Despite (or perhaps because of) the air of an era’s end, the compound was packed. I’d never seen so many people at a Rodeo Grounds party (and I’ve seen some doozies). There were kids and old people and fancy people and fuckups, hippies and lawyers and trippers and artists and Creek rats and surf bums and suits and pond scum. No one lost his or her shit. Everyone was happy.

Some of us were huddling in the kitchen, giggling and gnawing on dried mango, when a dark and handsome young man wearing a yellow hooded sweat shirt and an extra-wide grin approached us. He slipped a bottle from his pocket and asked us if we wanted some acid. When questioned about the ubiquity of LSD at this party, Handsome went on to explain that because we Earthlings are in desperate need of some higher vibrational downloads, the FDA was loosening up its restrictions. I was about to challenge Handsome’s theory when a man wearing a black suit appeared, presented me with an outstretched deck of cards and proceeded to wow us with his sleight of hand.

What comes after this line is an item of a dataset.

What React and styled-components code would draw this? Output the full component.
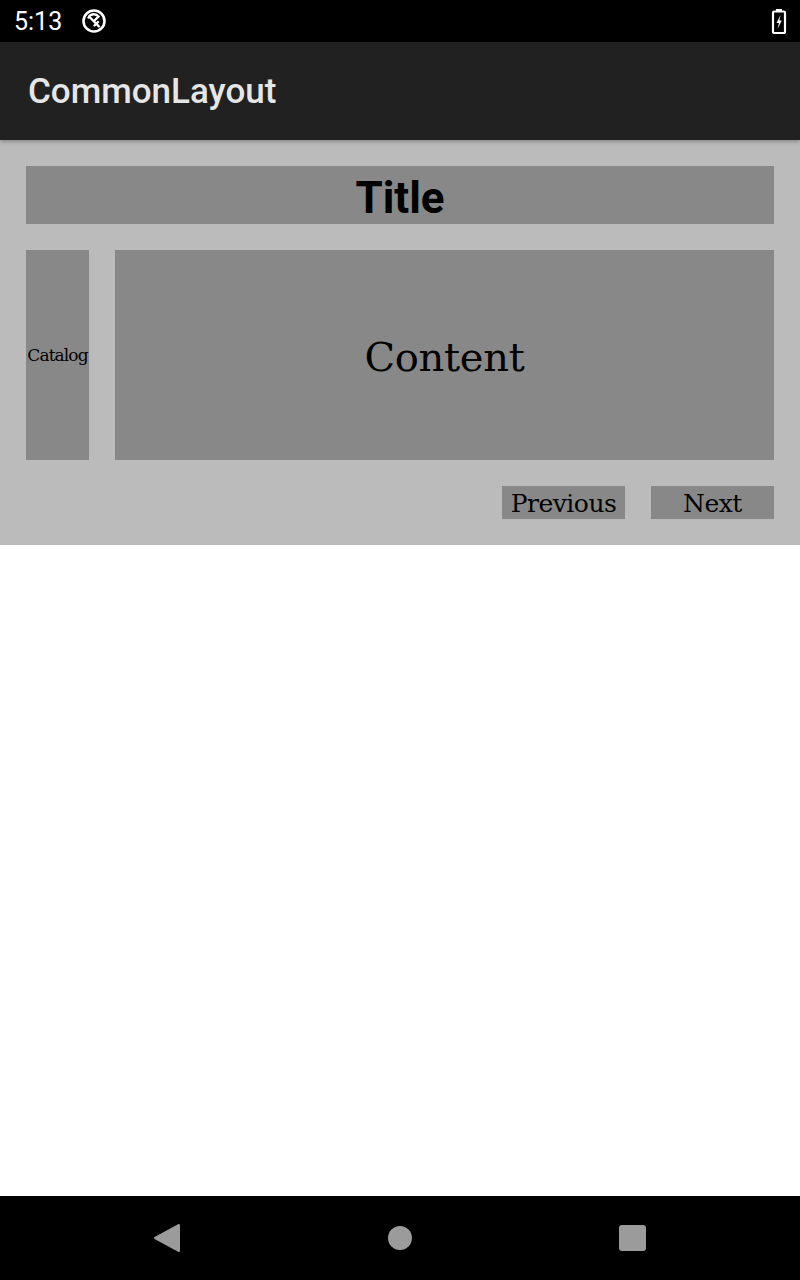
import styled, { createGlobalStyle } from 'styled-components';

const GlobalStyle = createGlobalStyle`
  html, body {
    margin: 0;
    padding: 0;
    background: #ffffff;
  }
  body {
    font-family: Roboto, "Noto Sans", sans-serif;
  }
`;

const Screen = styled.div`
  width: 800px;
  height: 1280px;
  display: flex;
  flex-direction: column;
  background: #ffffff;
  overflow: hidden;
`;

const StatusBar = styled.div`
  height: 42px;
  background: #000000;
  display: flex;
  align-items: center;
  padding: 0 13px 0 14px;
  color: #ffffff;
  font-family: Roboto, sans-serif;
  font-size: 25px;
`;

const Clock = styled.span`
  margin-right: 19px;
  margin-top: 1px;
`;

const Spacer = styled.div`
  flex: 1;
`;

const AppBar = styled.header`
  height: 98px;
  background: #212121;
  display: flex;
  align-items: center;
  padding: 0 28px;
  color: #e6e6e6;
  font-family: Roboto, sans-serif;
  font-size: 35px;
  font-weight: 500;
  position: relative;
  z-index: 1;
  box-shadow: 0 2px 4px rgba(0, 0, 0, 0.25);
`;

const Layout = styled.main`
  background: #bbbbbb;
  padding: 26px;
  display: flex;
  flex-direction: column;
  gap: 26px;
`;

const Block = styled.div`
  background: #888888;
  color: #000000;
  display: flex;
  align-items: center;
  justify-content: center;
  box-sizing: border-box;
`;

const TitleBox = styled(Block)`
  height: 58px;
  padding-top: 5px;
  font-family: Roboto, sans-serif;
  font-weight: 700;
  font-size: 44px;
`;

const Row = styled.div`
  display: flex;
  gap: 26px;
  height: 210px;
`;

const Serif = `"DejaVu Serif", "Liberation Serif", serif`;

const Catalog = styled(Block)`
  width: 63px;
  font-family: ${Serif};
  font-size: 17px;
  letter-spacing: -0.9px;
  white-space: nowrap;
  overflow: visible;
`;

const Content = styled(Block)`
  flex: 1;
  font-family: ${Serif};
  font-size: 40px;
  letter-spacing: -0.3px;
  padding-top: 4px;
`;

const Actions = styled.div`
  display: flex;
  justify-content: flex-end;
  gap: 26px;
`;

const Button = styled(Block)`
  width: 123px;
  height: 33px;
  font-family: ${Serif};
  font-size: 25px;
  letter-spacing: -0.5px;
  padding-top: 2px;
`;

const Fill = styled.div`
  flex: 1;
  background: #ffffff;
`;

const NavBar = styled.nav`
  height: 84px;
  background: #000000;
  display: flex;
  align-items: center;
  gap: 206px;
  padding-left: 153px;
`;

const NavIcon = styled.svg`
  display: block;
`;

const App = () => {
  return (
    <Screen>
      <GlobalStyle />
      <StatusBar>
        <Clock>5:13</Clock>
        <svg width="26" height="26" viewBox="0 0 26 26">
          <circle cx="13" cy="13" r="10.5" fill="none" stroke="#fff" strokeWidth="2.6" />
          <path
            d="M7.5 9.5 A6 6 0 0 1 17.5 8.5 L14 12 M8 8.5 L18 18.5 M13.5 17.5 L17 14"
            fill="none"
            stroke="#fff"
            strokeWidth="2.4"
            strokeLinecap="round"
          />
        </svg>
        <Spacer />
        <svg width="16" height="26" viewBox="0 0 16 26">
          <rect x="5" y="1" width="6" height="3" fill="#fff" />
          <rect x="2" y="3.5" width="12" height="21.5" rx="1.2" fill="none" stroke="#fff" strokeWidth="2.2" />
          <path d="M9.5 7 L5.5 15 L8 15 L6.5 21 L10.8 12.5 L8.3 12.5 Z" fill="#fff" />
        </svg>
      </StatusBar>
      <AppBar>CommonLayout</AppBar>
      <Layout>
        <TitleBox>Title</TitleBox>
        <Row>
          <Catalog>Catalog</Catalog>
          <Content>Content</Content>
        </Row>
        <Actions>
          <Button>Previous</Button>
          <Button>Next</Button>
        </Actions>
      </Layout>
      <Fill />
      <NavBar>
        <NavIcon width="28" height="30" viewBox="0 0 28 30">
          <path d="M26 2 L26 28 L2 15 Z" fill="#9b9b9b" stroke="#9b9b9b" strokeWidth="2" strokeLinejoin="round" />
        </NavIcon>
        <NavIcon width="26" height="26" viewBox="0 0 26 26">
          <circle cx="13" cy="13" r="12" fill="#9b9b9b" />
        </NavIcon>
        <NavIcon width="27" height="27" viewBox="0 0 27 27">
          <rect x="0" y="0" width="27" height="26" rx="3" fill="#9b9b9b" />
        </NavIcon>
      </NavBar>
    </Screen>
  );
};

export default App;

Hours later, while taking five beneath the spiky fronds of a yucca tree, Mr. Magic again approached me.

“I just washed my hands. Can I touch your teeth?”

Frolickers were still arriving as late as 3 in the morning, reporting an endless stream of parked cars winding their way up the canyon, and not just rusted-out Volvos and dented VW vans — new cars, fancy cars, luxury cars, gleaming SUVs.

The band, four young guys called the Animatronics, set up their equipment under the arundo arch, where the ghost of James Mather’s Airstream loomed sad and sentimental. The Animatronics jammed their instrumental grooves into the chilly ocean air.

At 6 in the morning, the Animatronics were still blowing everyone away, the DJ was still spinning and the revelers were still reveling. People bundled up in twos around the fire, coming down, cuddling, trying to warm up, not wanting to leave. The woman next to me, a local with wild red hair and a satin striped djellaba, caught herself mid-laugh as she squeezed my waist and rested her head on my shoulder.

“I’m having so much fun, I almost forgot this was a wake.”